Improved 5.9GHz V2V Short Range Path Loss Model

Abstract

Modeling large-scale fading effects in Vehicle-to-Vehicle communications (V2V) in the 5.9GHz Dedicated Short Range Communication band has received broad coverage in the literature over the last 15 years. The majority of V2V channel measurement campaigns have focused on describing the expected path loss of the V2V channel through empirical models. The path loss is a channel metric which describes how fast the received signal strength decays with distance. It is well known that the path loss exponent and reference path loss (y-intercept) varies for different environments, but it is not well understood how the channel changes in a given environment relative to lane separation or vehicle orientation. This paper presents an improved path loss model for line-of-sight (LOS) V2V communications at distances less than 100m.
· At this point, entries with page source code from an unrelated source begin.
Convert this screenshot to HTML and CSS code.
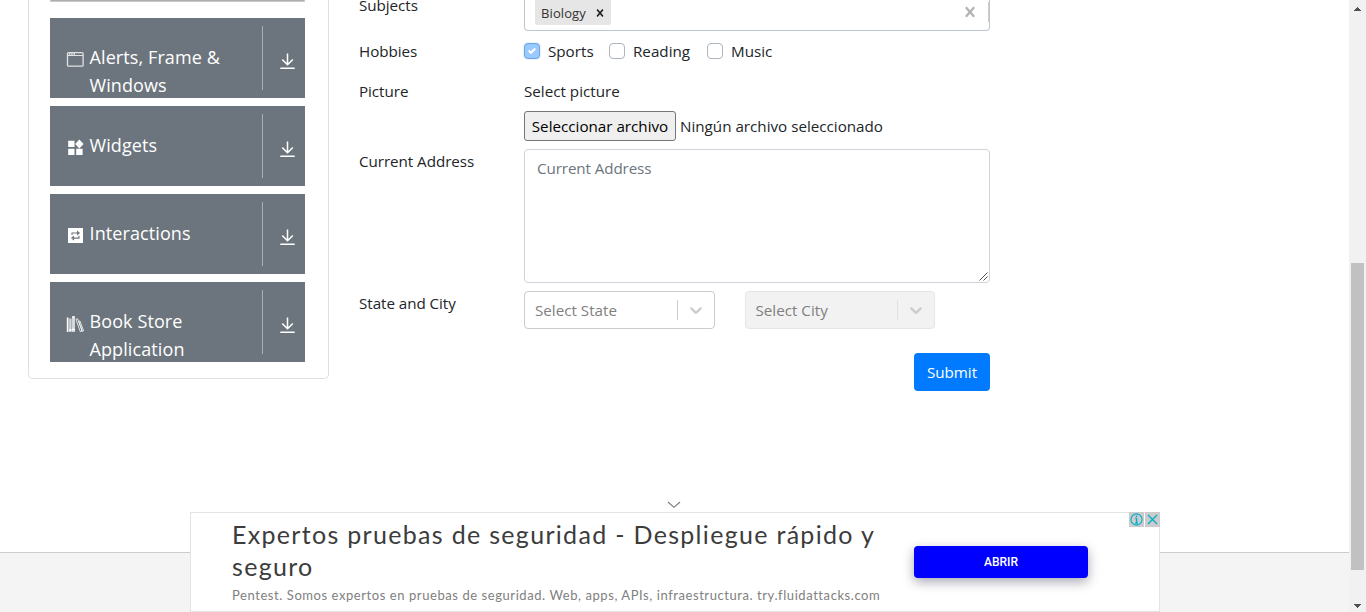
FILE: index.html
```html
<!DOCTYPE html>
<html lang="en">
<head>
<meta charset="utf-8">
<title>Practice Form</title>
<link rel="stylesheet" href="styles.css">
</head>
<body>
<svg class="defs" width="0" height="0">
  <symbol id="expand" viewBox="0 0 16 18"><path d="M7.5 1.5v11M2.2 7.5l5.3 5.3 5.3-5.3M.3 16.2h14.4" fill="none" stroke="currentColor" stroke-width="1.5"/></symbol>
  <symbol id="chevron" viewBox="0 0 20 20"><path d="M4.516 7.548c0.436-0.446 1.043-0.481 1.576 0l3.908 3.747 3.908-3.747c0.533-0.481 1.141-0.446 1.574 0 0.436 0.445 0.408 1.197 0 1.615-0.406 0.418-4.695 4.502-4.695 4.502-0.217 0.223-0.502 0.335-0.787 0.335s-0.57-0.112-0.789-0.335c0 0-4.287-4.084-4.695-4.502s-0.436-1.17 0-1.615z" fill="currentColor"/></symbol>
  <symbol id="cross" viewBox="0 0 20 20"><path d="M14.348 14.849c-0.469 0.469-1.229 0.469-1.697 0l-2.651-3.030-2.651 3.029c-0.469 0.469-1.229 0.469-1.697 0-0.469-0.469-0.469-1.229 0-1.697l2.758-3.15-2.759-3.152c-0.469-0.469-0.469-1.228 0-1.697s1.228-0.469 1.697 0l2.652 3.031 2.651-3.031c0.469-0.469 1.228-0.469 1.697 0s0.469 1.229 0 1.697l-2.758 3.152 2.758 3.15c0.469 0.469 0.469 1.229 0 1.698z" fill="currentColor"/></symbol>
</svg>
<div class="window">
  <div class="page">
    <div class="content">
      <nav class="sidebar">
        <div class="strip"></div>
        <div class="group">
          <svg class="group-icon" width="18" height="18" viewBox="0 0 18 18"><rect x="1.5" y="2.6" width="15.6" height="13.6" rx="1" fill="none" stroke="#dfe1e3" stroke-width="1.3"/><path d="M1.5 5.5h15.6" stroke="#dfe1e3" stroke-width="1"/><path d="M3 4h6" stroke="#fff" stroke-width="1.5" stroke-dasharray="1.3 1"/></svg>
          <span class="group-text">Alerts, Frame &amp; Windows</span>
          <span class="toggle"><svg width="16" height="18"><use href="#expand"/></svg></span>
        </div>
        <div class="group">
          <svg class="group-icon" width="18" height="18" viewBox="0 0 18 18"><path d="M2.2 2.8h6.3v6.3H2.2zM2.2 10.7h6.3v6.2H2.2zM10.2 10.7h6.4v6.2h-6.4zM13.3 1.6l4.3 4.5-4.3 4.3-4.1-4.3z" fill="#fff"/></svg>
          <span class="group-text">Widgets</span>
          <span class="toggle"><svg width="16" height="18"><use href="#expand"/></svg></span>
        </div>
        <div class="group">
          <svg class="group-icon" width="18" height="18" viewBox="0 0 18 18"><rect x="2" y="2" width="15" height="15" fill="#fff"/><path d="M6 9V7h5.5V5.6L13.2 7l-1.7 1.4V7M13 9.7v2.4H7.5v-1.4l-1.7 1.4 1.7 1.4v-1.4" fill="none" stroke="#6c757d" stroke-width="1.1"/></svg>
          <span class="group-text">Interactions</span>
          <span class="toggle"><svg width="16" height="18"><use href="#expand"/></svg></span>
        </div>
        <div class="group">
          <svg class="group-icon" width="18" height="18" viewBox="0 0 18 18"><path d="M.8 3.5h1.7V18H.8z" fill="#fff"/><path d="M3.2 4.5h2.4V18H3.2zM6 2.5h3V18H6z" fill="#d5d8da"/><path d="M3 16h2.5M6 15.5h3M6.2 3h2.5" stroke="#fff" stroke-width="1.3"/><path d="M9.9 5.3l1.8-.5 4.3 12.2-1.7.6zM12.7 7.5l1.2-.6L17.6 16.8l-1.1.7z" fill="none" stroke="#fff" stroke-width=".8"/></svg>
          <span class="group-text">Book Store Application</span>
          <span class="toggle"><svg width="16" height="18"><use href="#expand"/></svg></span>
        </div>
      </nav>
      <form class="form">
        <div class="row subjects">
          <span class="label">Subjects</span>
          <div class="multi">
            <span class="tag"><span class="tag-text">Biology</span><svg width="14" height="14"><use href="#cross"/></svg></span>
            <svg class="clear" width="20" height="20"><use href="#cross"/></svg>
            <span class="bar"></span>
          </div>
        </div>
        <div class="row hobbies">
          <span class="label">Hobbies</span>
          <div class="checks">
            <span class="check sports"><span class="box on"><svg width="8" height="8" viewBox="0 0 8 8"><path d="M6.564.75l-3.59 3.612-1.538-1.55L0 4.26 2.974 7.25 8 2.193z" fill="#fff"/></svg></span>Sports</span>
            <span class="check reading"><span class="box"></span>Reading</span>
            <span class="check"><span class="box"></span>Music</span>
          </div>
        </div>
        <div class="row picture">
          <span class="label">Picture</span>
          <div class="file">
            <span>Select picture</span>
            <div class="file-line"><span class="file-button">Seleccionar archivo</span><span class="file-name">Ningún archivo seleccionado</span></div>
          </div>
        </div>
        <div class="row address">
          <span class="label">Current Address</span>
          <div class="area"><span>Current Address</span><svg class="grip" width="9" height="9" viewBox="0 0 9 9"><path d="M.5 8.5l8-8M4.5 8.5l4-4" stroke="#555" stroke-width="1"/></svg></div>
        </div>
        <div class="row place">
          <span class="label">State and City</span>
          <div class="selects">
            <div class="select"><span class="hint">Select State</span><span class="sep"></span><svg width="20" height="20"><use href="#chevron"/></svg></div>
            <div class="select off"><span class="hint">Select City</span><span class="sep"></span><svg width="20" height="20"><use href="#chevron"/></svg></div>
          </div>
        </div>
        <div class="actions"><span class="submit">Submit</span></div>
      </form>
    </div>
    <footer class="footer"></footer>
    <aside class="ad">
      <svg class="collapse" width="14" height="8" viewBox="0 0 14 8"><path d="M1 1l6 5.3L13 1" fill="none" stroke="#777" stroke-width="1.1"/></svg>
      <div class="ad-copy">
        <div class="ad-title"><span class="title-one">Expertos pruebas de seguridad - Despliegue rápido y</span><br>seguro</div>
        <div class="ad-text">Pentest. Somos expertos en pruebas de seguridad. Web, apps, APIs, infraestructura. try.fluidattacks.com</div>
      </div>
      <span class="ad-button">ABRIR</span>
      <div class="ad-tools">
        <svg width="15" height="15" viewBox="0 0 15 15"><path d="M0 0h15v15H0z" fill="#ccc"/><circle cx="7.5" cy="7.5" r="5.6" fill="none" stroke="#00aecd" stroke-width="1.1"/><path d="M7.5 3.6v1.5M6.3 6.5h1.3v4.4M6.2 11h2.7" fill="none" stroke="#00aecd" stroke-width="1.3"/></svg>
        <svg width="15" height="15" viewBox="0 0 15 15"><path d="M0 0h15v15H0z" fill="#ccc"/><path d="M3 3l9 9M12 3l-9 9" stroke="#00aecd" stroke-width="1.3"/></svg>
      </div>
    </aside>
  </div>
  <div class="scrollbar">
    <svg width="7" height="4" viewBox="0 0 7 4"><path d="M0 4V3h1V2h1V1h1V0h1v1h1v1h1v1h1v1z" fill="#505050"/></svg>
    <span class="thumb"></span>
    <svg width="7" height="4" viewBox="0 0 7 4"><path d="M0 0v1h1v1h1v1h1v1h1V3h1V2h1V1h1V0z" fill="#505050"/></svg>
  </div>
</div>
</body>
</html>
```
FILE: styles.css
```css
* { box-sizing: border-box; }
body { margin: 0; overflow: hidden; background: #fff; color: #212529; font: 15.2px/24px "Open Sans", "Noto Sans", sans-serif; }
svg { display: block; flex: none; }
.defs { position: absolute; }
.window { display: flex; width: 1366px; height: 612px; overflow: hidden; }
.page { position: relative; display: flex; flex-direction: column; width: 1349px; }
.content { display: flex; align-items: flex-start; gap: 30px; height: 552px; padding-left: 28px; }
.footer { flex: 1; border-top: 1px solid #ccc; background: #f4f4f4; }

.sidebar { display: flex; flex-direction: column; gap: 8px; width: 301px; height: 379px; padding: 0 23px 16px 21px; border: 1px solid #dfdfdf; border-top: 0; border-radius: 0 0 5px 5px; }
.strip { height: 2px; margin-bottom: 8px; background: #adadad; border: 1px solid #ccc; border-top: 0; }
.group { display: flex; width: 255px; height: 80px; padding: 8px 0 0 16px; background: #6c757d; color: #fff; font-size: 18px; line-height: 28px; overflow: hidden; }
.group-icon { margin: 24px 5px 0 0; }
.group-text { width: 173px; padding: 17px 25px 0 .5px; letter-spacing: .1px; }
.toggle { width: 43px; height: 64px; padding: 26px 0 0 17px; border-left: 1px solid #adadad; }

.form { width: 631px; height: 391px; }
.row { display: flex; }
.label { width: 165px; flex: none; margin-top: -1px; letter-spacing: -.05px; }
.subjects { height: 40px; }
.subjects .label { margin-top: -7px; }
.multi { display: flex; align-items: flex-start; width: 466px; height: 31px; padding-left: 10px; border: 1px solid #bfc5d0; border-top: 0; border-radius: 0 0 4px 4px; }
.tag { display: flex; align-items: center; gap: 6px; width: 76px; height: 25px; padding: 1px 4px 0 6px; border-radius: 0 0 2px 2px; background: #e6e6e6; color: #333; font-size: 13px; }
.tag-text { width: 46px; letter-spacing: .1px; }
.tag svg { color: #222; margin-top: -1px; }
.clear { margin: 2px 8px 0 349px; color: #b3b3b3; }
.bar { width: 1px; height: 20px; margin: 2px 0 0 0; background: #ccc; }
.hobbies { height: 40px; }
.checks { display: flex; margin-top: -1px; }
.check { display: flex; gap: 8px; }
.sports { width: 85px; }
.reading { width: 98px; }
.box { width: 16px; height: 16px; margin-top: 4px; border: 1px solid #adb5bd; border-radius: 4px; }
.box.on { padding: 3px; border-color: #6fa5df; background: #99c9ff; box-shadow: 0 0 2px #b5d8ff; }
.picture { height: 70px; }
.file { margin-top: -1px; }
.file-line { display: flex; align-items: center; gap: 4px; margin-top: 8px; line-height: 28px; }
.file-button { width: 152px; height: 30px; border: 1px solid #767676; border-radius: 3px; background: #efefef; color: #000; text-align: center; white-space: nowrap; }
.address { height: 141px; }
.area { position: relative; width: 466px; height: 134px; margin-top: -1px; padding: 6px 12px; border: 1px solid #ced4da; border-radius: 4px; color: #6c757d; letter-spacing: -.1px; }
.grip { position: absolute; right: 1px; bottom: 1px; }
.place { height: 62px; }
.place .label { margin-top: 0; }
.selects { display: flex; gap: 30px; }
.select { display: flex; align-items: center; width: 191px; height: 38px; padding: 0 8px 0 10px; border: 1px solid #ccc; border-radius: 4px; color: #ccc; }
.select.off { width: 190px; padding-left: 9.5px; background: #f2f2f2; border-color: #e6e6e6; }
.hint { flex: 1; color: gray; }
.sep { width: 1px; height: 20px; margin-right: 8px; background: #ccc; }
.off .sep { background: #e0e0e0; }
.actions { display: flex; justify-content: flex-end; }
.submit { width: 76px; height: 38px; border-radius: 4px; background: #007bff; color: #fff; text-align: center; line-height: 38px; }

.ad { position: absolute; left: 190px; top: 512px; display: flex; width: 970px; height: 100px; border: 1px solid #e3e3e3; background: #fff; }
.collapse { position: absolute; left: 475.5px; top: -12px; }
.ad-copy { width: 723px; padding: 5px 0 0 41px; white-space: nowrap; }
.ad-title { color: #3c3c3c; font: 25px/32px Lato, sans-serif; letter-spacing: 1.31px; }
.ad-text { margin-top: 5px; color: #808080; font: 13px/17px Lato, sans-serif; letter-spacing: .57px; }
.ad-button { width: 174px; height: 32px; margin-top: 33px; border-radius: 4px; background: #00f; box-shadow: 0 4px 12px rgba(0, 0, 40, .35); color: #fff; font: 500 12px/32px Roboto, sans-serif; text-align: center; }
.ad-tools { position: absolute; right: -1px; top: -1px; display: flex; gap: 1px; }

.scrollbar { display: flex; flex-direction: column; align-items: center; width: 17px; padding: 7px 0 4px; background: #f1f1f1; }
.thumb { width: 13px; height: 307px; margin: 252px 0 auto; background: #c1c1c1; }
```
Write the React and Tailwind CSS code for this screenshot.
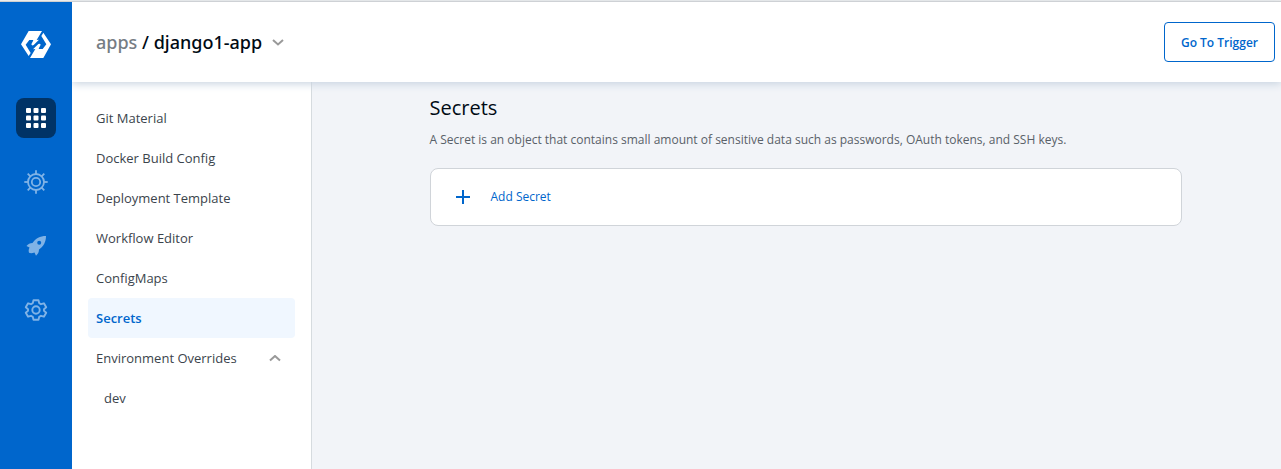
import React from "react";

const navItems = [
  "Git Material",
  "Docker Build Config",
  "Deployment Template",
  "Workflow Editor",
  "ConfigMaps",
  "Secrets",
];

function Logo() {
  return (
    <svg viewBox="0 0 90 81" className="h-[27px] w-[30px]" fill="#fff" aria-hidden="true">
      <path d="M23 0H63L47 27L54 26L38 42Q33 45 31 40L36 30L37 27H25L14 41L29 66L23 75L0 40Z" />
      <path d="M67 5L90 40L67 81H27L43 54L36 55L52 39Q57 36 59 41L54 51L53 54H65L76 40L61 15Z" />
    </svg>
  );
}

function GridIcon() {
  const steps = [2, 9.5, 17];
  return (
    <svg viewBox="0 0 24 24" className="size-6" fill="#fff" aria-hidden="true">
      {steps.map((y) =>
        steps.map((x) => <rect key={`${x}-${y}`} x={x} y={y} width="5" height="5" rx="1" />)
      )}
    </svg>
  );
}

function HelmIcon() {
  const angles = [0, 45, 90, 135, 180, 225, 270, 315];
  return (
    <svg viewBox="0 0 24 24" className="size-6" fill="none" stroke="#80b3e6" strokeWidth="1.8" aria-hidden="true">
      <circle cx="12" cy="12" r="8" />
      <circle cx="12" cy="12" r="4.2" />
      {angles.map((a) => (
        <path key={a} d="M12 4V0.3" transform={`rotate(${a} 12 12)`} />
      ))}
    </svg>
  );
}

function RocketIcon() {
  return (
    <svg viewBox="0 0 24 24" className="size-6" fill="#80b3e6" fillRule="evenodd" aria-hidden="true">
      <path d="M22 2C16 2 11.500 4.500 8.500 9C6 9 4 10 2.500 12L5.500 13.500C4.500 15.500 4.500 17 5 18.800C6.500 19.500 8.500 19.300 10.500 18.500L12 21.700C14 20 15 18 15 15.500C19.500 12.500 22 8 22 2ZM15.200 6.700A2 2 0 1 1 15.200 10.700A2 2 0 1 1 15.200 6.700Z" />
    </svg>
  );
}

function GearIcon() {
  return (
    <svg viewBox="0 0 24 24" className="size-6" fill="none" stroke="#80b3e6" strokeWidth="1.9" strokeLinejoin="round" aria-hidden="true">
      <circle cx="12" cy="12" r="3.700" />
      <path d="M9.500 2.200H14.500L15.200 5.100L17 6.200L19.900 5.300L22.200 9.300L20 11.200V12.800L22.200 14.700L19.900 18.700L17 17.800L15.200 18.900L14.500 21.800H9.500L8.800 18.900L7 17.800L4.100 18.700L1.800 14.700L4 12.800V11.200L1.800 9.300L4.100 5.300L7 6.200L8.800 5.100Z" />
    </svg>
  );
}

function Chevron({ up = false }) {
  return (
    <svg viewBox="0 0 12 8" className="h-2 w-3" fill="none" stroke="#999" strokeWidth="2" aria-hidden="true">
      <path d={up ? "M1 5.500L6 1L11 5.500" : "M1 2L6 6.500L11 2"} />
    </svg>
  );
}

function RailLink({ label, active = false, children }) {
  return (
    <a
      href="#"
      aria-label={label}
      className={
        active
          ? "flex size-10 items-center justify-center rounded-lg bg-[#003366]"
          : "flex size-10 items-center justify-center rounded-lg"
      }
    >
      {children}
    </a>
  );
}

export default function App() {
  return (
    <div className="flex min-h-screen flex-col border-t border-[#ececec] bg-[#f2f4f8] font-['Open_Sans','Noto_Sans',sans-serif]">
      <div className="flex flex-1 border-t border-[#d0d0d0]">
        <nav aria-label="Main" className="relative z-20 flex w-18 shrink-0 flex-col items-center gap-6 bg-[#0066cc] pt-6">
          <a href="#" aria-label="Home" className="flex h-12 items-center pb-3">
            <Logo />
          </a>
          <RailLink label="Applications" active>
            <GridIcon />
          </RailLink>
          <RailLink label="Charts">
            <HelmIcon />
          </RailLink>
          <RailLink label="Deployments">
            <RocketIcon />
          </RailLink>
          <RailLink label="Settings">
            <GearIcon />
          </RailLink>
        </nav>

        <div className="flex min-w-0 flex-1 flex-col">
          <header className="relative z-10 flex h-20 shrink-0 items-center justify-between bg-white pr-1.5 pl-6 shadow-[0_2px_8px_0_#c8d4e0]">
            <div className="flex items-center gap-2.5">
              <h1 className="font-['Noto_Sans','Open_Sans',sans-serif] text-lg font-medium text-[#000a14]">
                <a href="#" className="text-[#767d84]">apps</a>
                <span> / django1-app</span>
              </h1>
              <button type="button" aria-label="Switch app">
                <Chevron />
              </button>
            </div>
            <button type="button" className="h-10 rounded border border-[#0066cc] bg-white px-4 pt-0.5 text-xs font-semibold text-[#0066cc]">
              Go To Trigger
            </button>
          </header>

          <div className="flex flex-1">
            <aside className="w-60 shrink-0 border-r border-[#d6dbdf] bg-white p-4 text-[13px] text-[#3b444c]">
              <nav aria-label="App configuration" className="flex flex-col">
                {navItems.map((item) => (
                  <a
                    key={item}
                    href="#"
                    className={
                      item === "Secrets"
                        ? "flex h-10 items-center rounded bg-[#f0f7ff] px-2 pt-0.5 font-semibold text-[#0066cc]"
                        : "flex h-10 items-center rounded px-2 pt-0.5"
                    }
                  >
                    {item}
                  </a>
                ))}
                <button type="button" aria-expanded="true" className="flex h-10 items-center justify-between pt-0.5 pr-3.5 pl-2 text-left">
                  Environment Overrides
                  <Chevron up />
                </button>
                <a href="#" className="flex h-10 items-center px-4 pt-0.5">dev</a>
              </nav>
            </aside>

            <main className="min-w-0 flex-1 pt-3 pr-6 pl-[42px]">
              <div className="mx-auto max-w-[752px]">
                <h2 className="text-xl leading-7 text-[#000a14]">Secrets</h2>
                <p className="mt-2 text-xs leading-5 text-[#596168]">
                  A Secret is an object that contains small amount of sensitive data such as passwords, OAuth tokens, and SSH keys.
                </p>
                <button type="button" className="mt-4.5 flex h-[58px] w-full items-center gap-5 rounded-lg border border-[#d0d4d9] bg-white px-6 text-xs text-[#0066cc]">
                  <svg viewBox="0 0 16 16" className="size-4" stroke="#0066cc" strokeWidth="2" aria-hidden="true">
                    <path d="M8 1V15M1 8H15" />
                  </svg>
                  Add Secret
                </button>
              </div>
            </main>
          </div>
        </div>
      </div>
    </div>
  );
}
The path loss model removes the Gaussian random variable component, typically used to model shadowing in classic power law path loss model, and instead makes the y-intercept and path loss exponent Gaussian random variables. Derived from extensive empirical measurement campaigns in which vehicle orientation, approach direction, and lane separation are considered, the new channel model is compared to experimental data in which the vehicles move at different speeds. The improved path loss model performs a better fit to experimental data than existing path loss models, including two-ray ground reflection, dual-slope piecewise linear, and classic power law.